Shalom Life | December 03, 2014

Shalom, Mali: A Jewish Culture Guide

Timbuktu's meshing of Muslim practice with Jewish identity is something that is unique to Mali, and continues today in the 21st century.

By: Sara Torvik

Published: October 28th, 2014 in Culture » Society » News

Shalom, Mali: A Jewish Culture Guide

And we’re off, to anywhere and everywhere, as we say ‘Shalom’ every week to different global travel destination. World cities, provincial towns, and even the most unassuming of suburbs are infused with Jewish history and culture, some of which is waiting to be discovered.

For the pious follower, the curious traveler, or the intrepid adventurer, we’ll unearth the best of what to do and where to go. Be it an emerging subculture, a historical landmark, or simply a triumph of art in any form, Jewish experiences are found around the world; and likely as well in your backyard.

It may be in the destination, the journey, or the company, but there is much to uncover and celebrate near and far, so hurry up and get going.

Shalom, Mali


The past and present of the Jewish people in Mali centers around the city of Timbuktu. Many arrived in the West African country in the 14th century, fleeing persecution in Spain after the Spanish Inquisition, and migrated south to the Timbuktu area, which was at that time part of the Songhai Empire. Among them was the Kehath (Ka’ti) family, descended from Ismael Jan Kot Al-yahudi of Scheida, Morocco. Sons of this prominent family founded three villages that still exist near Timbuktu—Kirshamba, Haybomo, and Kongougara.

In 1492, the king Askia Muhammed came to power and the previously tolerant region of Timbuktu had become hostile to the Jewish community. The king declared that Jews must convert to Islam or leave; and shortly after, Judaism became illegal in Mali. Historian Leo Africanus is quoted as saying in 1526: "The king (Askia) is a declared enemy of the Jews. He will not allow any to live in the city. If he hears it said that a Berber merchant frequents them or does business with them, he confiscates his goods." Once this change had occurred, some Jews chose to stay and converted to Islam, but others fled the region entirely, feeling that it was no longer a safe place to call home.

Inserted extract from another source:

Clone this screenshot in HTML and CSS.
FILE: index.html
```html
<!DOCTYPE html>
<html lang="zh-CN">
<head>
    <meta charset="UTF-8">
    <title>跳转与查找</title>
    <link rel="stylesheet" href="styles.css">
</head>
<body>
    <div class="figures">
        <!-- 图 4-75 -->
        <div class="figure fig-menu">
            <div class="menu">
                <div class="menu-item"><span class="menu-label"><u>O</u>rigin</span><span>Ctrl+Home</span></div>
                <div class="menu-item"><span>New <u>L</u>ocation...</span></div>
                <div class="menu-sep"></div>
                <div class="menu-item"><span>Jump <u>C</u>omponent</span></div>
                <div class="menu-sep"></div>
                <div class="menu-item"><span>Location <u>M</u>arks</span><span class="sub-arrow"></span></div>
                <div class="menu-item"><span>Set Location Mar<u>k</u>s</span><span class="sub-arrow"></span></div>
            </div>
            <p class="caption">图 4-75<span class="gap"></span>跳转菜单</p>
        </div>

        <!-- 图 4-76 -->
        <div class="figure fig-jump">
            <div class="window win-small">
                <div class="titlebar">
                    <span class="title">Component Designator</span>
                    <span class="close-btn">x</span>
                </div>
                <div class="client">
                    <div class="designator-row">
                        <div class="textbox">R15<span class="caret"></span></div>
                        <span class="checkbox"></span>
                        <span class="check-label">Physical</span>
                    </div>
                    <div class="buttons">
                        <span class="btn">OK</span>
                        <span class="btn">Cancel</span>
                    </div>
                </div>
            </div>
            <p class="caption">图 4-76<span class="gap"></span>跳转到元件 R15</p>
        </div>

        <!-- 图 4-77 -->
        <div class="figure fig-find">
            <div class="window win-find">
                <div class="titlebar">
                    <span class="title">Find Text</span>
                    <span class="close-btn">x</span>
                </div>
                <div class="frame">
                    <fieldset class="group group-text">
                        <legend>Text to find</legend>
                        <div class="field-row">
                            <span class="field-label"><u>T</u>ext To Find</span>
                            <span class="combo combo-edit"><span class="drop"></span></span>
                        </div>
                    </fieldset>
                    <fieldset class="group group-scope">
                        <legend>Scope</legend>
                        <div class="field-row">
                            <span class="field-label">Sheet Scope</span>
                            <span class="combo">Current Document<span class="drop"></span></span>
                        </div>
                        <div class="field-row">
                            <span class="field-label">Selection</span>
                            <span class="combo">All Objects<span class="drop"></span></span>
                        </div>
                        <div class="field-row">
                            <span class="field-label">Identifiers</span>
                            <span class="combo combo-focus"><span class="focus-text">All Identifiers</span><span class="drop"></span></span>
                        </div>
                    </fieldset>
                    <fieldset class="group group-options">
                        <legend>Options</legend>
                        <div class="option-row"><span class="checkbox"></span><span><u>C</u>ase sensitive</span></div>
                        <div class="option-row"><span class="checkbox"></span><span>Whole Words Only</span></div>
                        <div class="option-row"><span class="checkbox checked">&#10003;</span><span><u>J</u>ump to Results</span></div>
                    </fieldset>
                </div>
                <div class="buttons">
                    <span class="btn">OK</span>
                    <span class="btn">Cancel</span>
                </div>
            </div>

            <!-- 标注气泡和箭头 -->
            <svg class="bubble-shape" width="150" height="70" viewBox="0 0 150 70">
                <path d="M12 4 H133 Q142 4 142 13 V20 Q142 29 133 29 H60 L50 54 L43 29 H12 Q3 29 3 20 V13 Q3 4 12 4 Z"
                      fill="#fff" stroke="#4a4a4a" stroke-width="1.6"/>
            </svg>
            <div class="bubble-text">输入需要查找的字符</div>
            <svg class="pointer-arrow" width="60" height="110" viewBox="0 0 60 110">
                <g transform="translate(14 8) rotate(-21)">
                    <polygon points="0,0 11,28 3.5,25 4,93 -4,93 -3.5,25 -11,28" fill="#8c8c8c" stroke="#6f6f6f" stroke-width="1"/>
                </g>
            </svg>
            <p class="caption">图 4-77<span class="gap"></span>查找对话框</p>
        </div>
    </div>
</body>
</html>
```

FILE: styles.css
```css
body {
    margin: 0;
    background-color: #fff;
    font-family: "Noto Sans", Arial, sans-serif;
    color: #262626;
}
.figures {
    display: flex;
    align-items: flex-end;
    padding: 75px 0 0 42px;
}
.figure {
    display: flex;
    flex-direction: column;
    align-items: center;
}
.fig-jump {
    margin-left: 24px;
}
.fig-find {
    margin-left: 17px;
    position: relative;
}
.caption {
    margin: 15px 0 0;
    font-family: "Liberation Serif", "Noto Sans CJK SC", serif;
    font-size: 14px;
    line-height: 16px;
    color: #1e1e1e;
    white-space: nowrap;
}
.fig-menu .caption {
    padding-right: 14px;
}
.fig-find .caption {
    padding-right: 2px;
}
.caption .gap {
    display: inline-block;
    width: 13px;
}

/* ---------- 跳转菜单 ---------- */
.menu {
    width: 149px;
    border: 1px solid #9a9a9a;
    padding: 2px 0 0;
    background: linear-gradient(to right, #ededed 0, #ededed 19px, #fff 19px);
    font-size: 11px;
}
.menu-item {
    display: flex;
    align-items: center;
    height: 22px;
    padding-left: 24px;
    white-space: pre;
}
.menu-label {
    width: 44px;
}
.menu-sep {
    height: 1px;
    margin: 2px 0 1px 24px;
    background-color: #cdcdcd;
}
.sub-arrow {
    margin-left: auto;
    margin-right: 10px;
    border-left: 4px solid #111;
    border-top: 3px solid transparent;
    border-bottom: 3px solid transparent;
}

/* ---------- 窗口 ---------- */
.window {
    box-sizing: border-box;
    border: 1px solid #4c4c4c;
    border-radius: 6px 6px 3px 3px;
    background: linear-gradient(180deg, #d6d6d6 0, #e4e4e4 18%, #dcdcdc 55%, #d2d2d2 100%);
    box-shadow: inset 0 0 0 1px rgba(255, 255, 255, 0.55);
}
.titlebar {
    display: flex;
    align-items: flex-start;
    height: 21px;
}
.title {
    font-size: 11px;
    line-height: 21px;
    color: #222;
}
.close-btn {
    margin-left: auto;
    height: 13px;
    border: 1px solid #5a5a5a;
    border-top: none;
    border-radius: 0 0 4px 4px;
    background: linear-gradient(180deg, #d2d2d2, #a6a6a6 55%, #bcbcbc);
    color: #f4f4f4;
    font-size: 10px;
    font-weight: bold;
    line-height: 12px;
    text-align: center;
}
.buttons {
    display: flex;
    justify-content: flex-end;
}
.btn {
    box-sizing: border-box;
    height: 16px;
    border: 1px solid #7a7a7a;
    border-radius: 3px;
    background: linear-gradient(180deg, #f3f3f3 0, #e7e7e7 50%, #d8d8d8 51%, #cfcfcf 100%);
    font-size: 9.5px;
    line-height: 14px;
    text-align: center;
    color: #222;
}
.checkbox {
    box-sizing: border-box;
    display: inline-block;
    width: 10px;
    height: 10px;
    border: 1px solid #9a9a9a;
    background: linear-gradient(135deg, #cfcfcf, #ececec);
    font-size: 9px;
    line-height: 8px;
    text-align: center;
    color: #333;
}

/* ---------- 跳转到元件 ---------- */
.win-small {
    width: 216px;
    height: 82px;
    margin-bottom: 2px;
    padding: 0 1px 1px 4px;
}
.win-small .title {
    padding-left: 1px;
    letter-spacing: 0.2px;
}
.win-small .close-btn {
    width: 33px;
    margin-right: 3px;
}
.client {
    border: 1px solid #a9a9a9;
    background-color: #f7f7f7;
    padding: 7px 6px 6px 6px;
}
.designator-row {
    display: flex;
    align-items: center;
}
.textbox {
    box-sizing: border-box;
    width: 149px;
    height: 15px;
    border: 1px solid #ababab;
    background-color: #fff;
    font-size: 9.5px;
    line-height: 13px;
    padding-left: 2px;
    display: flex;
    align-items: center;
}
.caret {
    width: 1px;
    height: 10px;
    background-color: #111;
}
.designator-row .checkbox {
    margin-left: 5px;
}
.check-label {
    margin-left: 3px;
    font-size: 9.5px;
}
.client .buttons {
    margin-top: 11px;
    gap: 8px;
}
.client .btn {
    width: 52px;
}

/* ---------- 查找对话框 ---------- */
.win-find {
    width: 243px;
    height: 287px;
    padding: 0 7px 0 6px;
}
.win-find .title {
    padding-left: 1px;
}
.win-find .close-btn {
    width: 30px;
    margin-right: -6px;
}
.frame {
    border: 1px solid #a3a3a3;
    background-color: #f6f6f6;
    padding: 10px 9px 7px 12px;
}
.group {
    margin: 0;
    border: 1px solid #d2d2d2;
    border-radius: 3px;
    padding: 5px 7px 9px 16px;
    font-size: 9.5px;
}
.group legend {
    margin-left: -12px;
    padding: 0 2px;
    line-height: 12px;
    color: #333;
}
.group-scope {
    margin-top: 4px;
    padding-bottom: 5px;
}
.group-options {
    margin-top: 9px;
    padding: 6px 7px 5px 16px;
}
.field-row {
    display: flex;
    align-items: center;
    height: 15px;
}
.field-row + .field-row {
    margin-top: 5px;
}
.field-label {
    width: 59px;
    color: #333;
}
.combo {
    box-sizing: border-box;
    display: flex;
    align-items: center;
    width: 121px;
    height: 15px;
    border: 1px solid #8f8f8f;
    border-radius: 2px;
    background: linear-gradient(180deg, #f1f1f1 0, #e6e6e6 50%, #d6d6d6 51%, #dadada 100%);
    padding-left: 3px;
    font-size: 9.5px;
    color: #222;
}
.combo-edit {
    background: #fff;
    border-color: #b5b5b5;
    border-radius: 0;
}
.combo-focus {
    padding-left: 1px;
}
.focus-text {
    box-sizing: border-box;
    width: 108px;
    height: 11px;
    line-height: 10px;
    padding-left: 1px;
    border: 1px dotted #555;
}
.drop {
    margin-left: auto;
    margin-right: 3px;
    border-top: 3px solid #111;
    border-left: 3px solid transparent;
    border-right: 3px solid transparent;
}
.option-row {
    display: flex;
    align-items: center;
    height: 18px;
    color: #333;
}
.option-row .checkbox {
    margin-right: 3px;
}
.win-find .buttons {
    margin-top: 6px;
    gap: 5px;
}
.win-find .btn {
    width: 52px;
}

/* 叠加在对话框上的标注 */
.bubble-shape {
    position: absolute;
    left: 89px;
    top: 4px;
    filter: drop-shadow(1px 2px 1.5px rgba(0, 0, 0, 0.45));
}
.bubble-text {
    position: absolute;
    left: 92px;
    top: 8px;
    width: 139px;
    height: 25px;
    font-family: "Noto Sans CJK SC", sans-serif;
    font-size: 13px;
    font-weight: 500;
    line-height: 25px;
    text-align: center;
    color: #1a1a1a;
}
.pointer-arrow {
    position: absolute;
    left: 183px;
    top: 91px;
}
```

Another notable Jewish family, The Kehaths, came from Southern Morocco in 1492 and converted to Islam, along with the rest of the non-Muslim population. Several others that arrived include the Cohens, descended from the Moroccan Islamicized Jewish trader El-Hadj Abd-al-Salam al Kuhin, who arrived in the Timbuktu area in the 18th century, and the Abana family, who came even later, in the first half of the 19th century.

Rabbi Mordechai Abi Serour

In 1860, Rabbi Mordechai Abi Serour emigrated from Morocco with several Jews to attempt a trade of ostrich feathers and ivory in Timbuktu. The venture was unsuccessful and Rabbi Serour had to negotiate with the local authorities to obtain “protected people” status. The newly arrived congregation established a synagogue and Jewish cemetery in the area, a small victory, but by the time the early 20th century rolled around there were no Jews who remained in Mali.